# Extracted records

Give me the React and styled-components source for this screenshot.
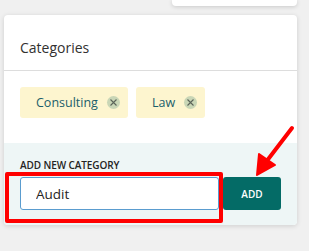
import styled, { createGlobalStyle } from 'styled-components';

const Global = createGlobalStyle`
  html, body {
    margin: 0;
    padding: 0;
    background: #f0f0f0;
    font-family: "Open Sans", "Noto Sans", sans-serif;
  }
`;

const Page = styled.div`
  position: relative;
  width: 309px;
  height: 251px;
  padding-left: 4px;
  box-sizing: border-box;
  overflow: hidden;
`;

const TopCard = styled.div`
  width: 125px;
  height: 6px;
  margin-left: 168px;
  background: #fff;
  border-radius: 0 0 4px 4px;
  box-shadow: 0 1px 4px rgba(0, 0, 0, 0.16);
`;

const Card = styled.section`
  margin-top: 9px;
  width: 293px;
  background: #fff;
  border-radius: 4px;
  box-shadow: 0 1px 5px rgba(0, 0, 0, 0.14);
  overflow: hidden;
`;

const Header = styled.h2`
  margin: 0;
  height: 56px;
  box-sizing: border-box;
  padding: 23px 16px 0;
  font-size: 14px;
  font-weight: 400;
  color: #323130;
  border-bottom: 1px solid #dddddd;
`;

const ChipList = styled.div`
  display: flex;
  gap: 8px;
  padding: 16px 16px 25px;
`;

const Chip = styled.div`
  display: flex;
  align-items: center;
  height: 31px;
  padding: 0 8px 0 16px;
  gap: 9px;
  background: #fdf5cf;
  border-radius: 3px;
  color: #1b5e6b;
  font-size: 12.5px;
`;

const Remove = styled.span`
  display: flex;
  align-items: center;
  justify-content: center;
  width: 13px;
  height: 13px;
  border-radius: 50%;
  background: #c9d6b6;
`;

const Footer = styled.div`
  background: #eef6f6;
  padding: 15px 16px 15px;
`;

const Label = styled.div`
  font-size: 10px;
  font-weight: 600;
  letter-spacing: -0.1px;
  color: #252423;
  line-height: 14px;
  margin-bottom: 5px;
`;

const Row = styled.div`
  display: flex;
  gap: 4px;
`;

const Input = styled.input`
  flex: 1;
  min-width: 0;
  height: 33px;
  box-sizing: border-box;
  border: 1px solid #5a9ccf;
  border-radius: 3px;
  padding: 0 15px;
  font-family: inherit;
  font-size: 13.5px;
  color: #252423;
  background: #fff;
  outline: none;
`;

const AddButton = styled.button`
  width: 58px;
  height: 33px;
  border: none;
  border-radius: 3px;
  background: #046b66;
  color: #fff;
  font-family: inherit;
  font-size: 10px;
  font-weight: 600;
`;

const Highlight = styled.div`
  position: absolute;
  left: 5px;
  top: 172px;
  width: 218px;
  height: 51px;
  box-sizing: border-box;
  border: 4px solid #ff0000;
  border-radius: 2px;
  pointer-events: none;
`;

const Arrow = styled.svg`
  position: absolute;
  left: 250px;
  top: 122px;
  pointer-events: none;
`;

const categories = ['Consulting', 'Law'];

export default function App() {
  return (
    <Page>
      <Global />
      <TopCard />
      <Card>
        <Header>Categories</Header>
        <ChipList>
          {categories.map((c) => (
            <Chip key={c}>
              {c}
              <Remove>
                <svg width="7" height="7" viewBox="0 0 7 7">
                  <path d="M0.5 0.5L6.5 6.5M6.5 0.5L0.5 6.5" stroke="#5b6459" strokeWidth="1.1" />
                </svg>
              </Remove>
            </Chip>
          ))}
        </ChipList>
        <Footer>
          <Label>ADD NEW CATEGORY</Label>
          <Row>
            <Input defaultValue="Audit" />
            <AddButton>ADD</AddButton>
          </Row>
        </Footer>
      </Card>
      <Highlight />
      <Arrow width="50" height="58" viewBox="0 0 50 58">
        <path d="M42 6 L16 40" stroke="#ff0000" strokeWidth="4" strokeLinecap="round" />
        <path d="M7 53 L9 32 L25 43 Z" fill="#ff0000" stroke="#ff0000" strokeWidth="2" strokeLinejoin="round" />
      </Arrow>
    </Page>
  );
}
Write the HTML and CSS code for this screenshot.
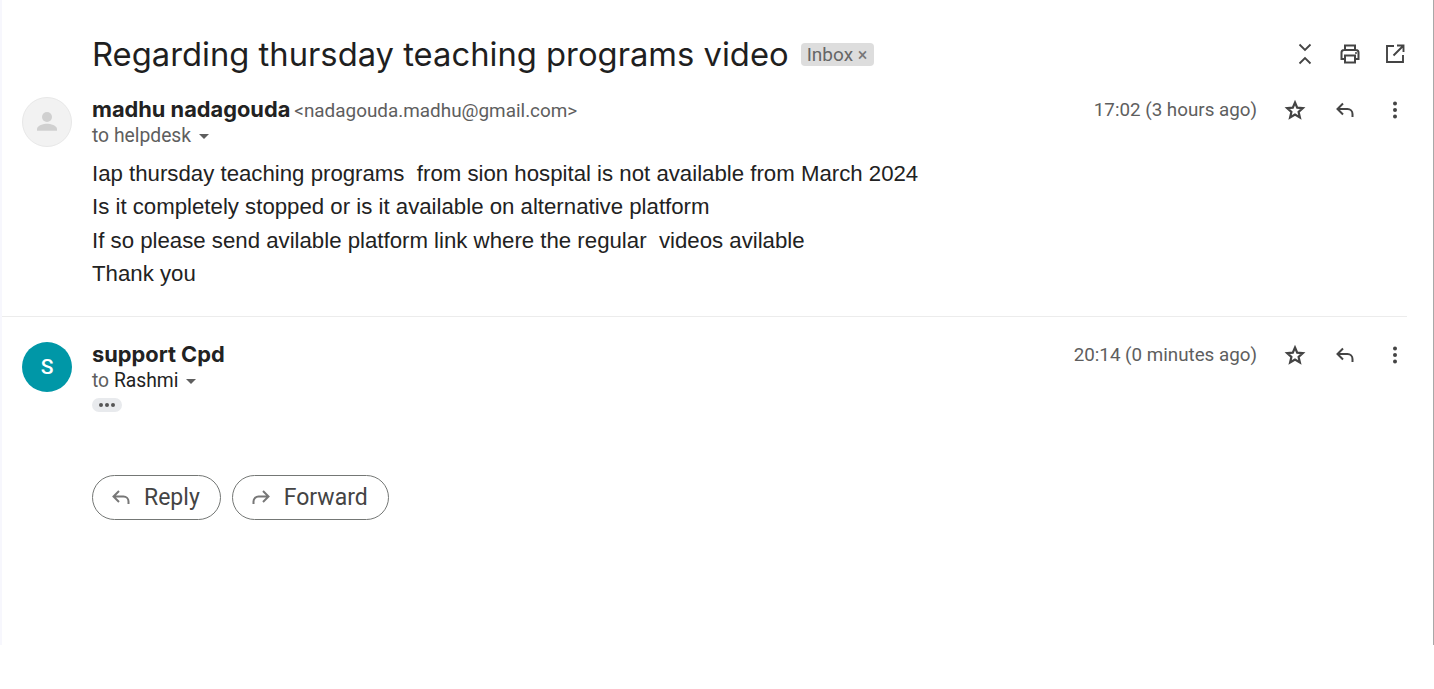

# To be done
Copy every entry exactly as written. Pictures are excluded.

# Final result
Give me the React and styled-components source for this screenshot.
import styled, { createGlobalStyle } from 'styled-components';

const Global = createGlobalStyle`
  html, body {
    margin: 0;
    padding: 0;
    background: #f0f0f0;
    font-family: "Open Sans", "Noto Sans", sans-serif;
  }
`;

const Page = styled.div`
  position: relative;
  width: 309px;
  height: 251px;
  padding-left: 4px;
  box-sizing: border-box;
  overflow: hidden;
`;

const TopCard = styled.div`
  width: 125px;
  height: 6px;
  margin-left: 168px;
  background: #fff;
  border-radius: 0 0 4px 4px;
  box-shadow: 0 1px 4px rgba(0, 0, 0, 0.16);
`;

const Card = styled.section`
  margin-top: 9px;
  width: 293px;
  background: #fff;
  border-radius: 4px;
  box-shadow: 0 1px 5px rgba(0, 0, 0, 0.14);
  overflow: hidden;
`;

const Header = styled.h2`
  margin: 0;
  height: 56px;
  box-sizing: border-box;
  padding: 23px 16px 0;
  font-size: 14px;
  font-weight: 400;
  color: #323130;
  border-bottom: 1px solid #dddddd;
`;

const ChipList = styled.div`
  display: flex;
  gap: 8px;
  padding: 16px 16px 25px;
`;

const Chip = styled.div`
  display: flex;
  align-items: center;
  height: 31px;
  padding: 0 8px 0 16px;
  gap: 9px;
  background: #fdf5cf;
  border-radius: 3px;
  color: #1b5e6b;
  font-size: 12.5px;
`;

const Remove = styled.span`
  display: flex;
  align-items: center;
  justify-content: center;
  width: 13px;
  height: 13px;
  border-radius: 50%;
  background: #c9d6b6;
`;

const Footer = styled.div`
  background: #eef6f6;
  padding: 15px 16px 15px;
`;

const Label = styled.div`
  font-size: 10px;
  font-weight: 600;
  letter-spacing: -0.1px;
  color: #252423;
  line-height: 14px;
  margin-bottom: 5px;
`;

const Row = styled.div`
  display: flex;
  gap: 4px;
`;

const Input = styled.input`
  flex: 1;
  min-width: 0;
  height: 33px;
  box-sizing: border-box;
  border: 1px solid #5a9ccf;
  border-radius: 3px;
  padding: 0 15px;
  font-family: inherit;
  font-size: 13.5px;
  color: #252423;
  background: #fff;
  outline: none;
`;

const AddButton = styled.button`
  width: 58px;
  height: 33px;
  border: none;
  border-radius: 3px;
  background: #046b66;
  color: #fff;
  font-family: inherit;
  font-size: 10px;
  font-weight: 600;
`;

const Highlight = styled.div`
  position: absolute;
  left: 5px;
  top: 172px;
  width: 218px;
  height: 51px;
  box-sizing: border-box;
  border: 4px solid #ff0000;
  border-radius: 2px;
  pointer-events: none;
`;

const Arrow = styled.svg`
  position: absolute;
  left: 250px;
  top: 122px;
  pointer-events: none;
`;

const categories = ['Consulting', 'Law'];

export default function App() {
  return (
    <Page>
      <Global />
      <TopCard />
      <Card>
        <Header>Categories</Header>
        <ChipList>
          {categories.map((c) => (
            <Chip key={c}>
              {c}
              <Remove>
                <svg width="7" height="7" viewBox="0 0 7 7">
                  <path d="M0.5 0.5L6.5 6.5M6.5 0.5L0.5 6.5" stroke="#5b6459" strokeWidth="1.1" />
                </svg>
              </Remove>
            </Chip>
          ))}
        </ChipList>
        <Footer>
          <Label>ADD NEW CATEGORY</Label>
          <Row>
            <Input defaultValue="Audit" />
            <AddButton>ADD</AddButton>
          </Row>
        </Footer>
      </Card>
      <Highlight />
      <Arrow width="50" height="58" viewBox="0 0 50 58">
        <path d="M42 6 L16 40" stroke="#ff0000" strokeWidth="4" strokeLinecap="round" />
        <path d="M7 53 L9 32 L25 43 Z" fill="#ff0000" stroke="#ff0000" strokeWidth="2" strokeLinejoin="round" />
      </Arrow>
    </Page>
  );
}
Write the HTML and CSS code for this screenshot.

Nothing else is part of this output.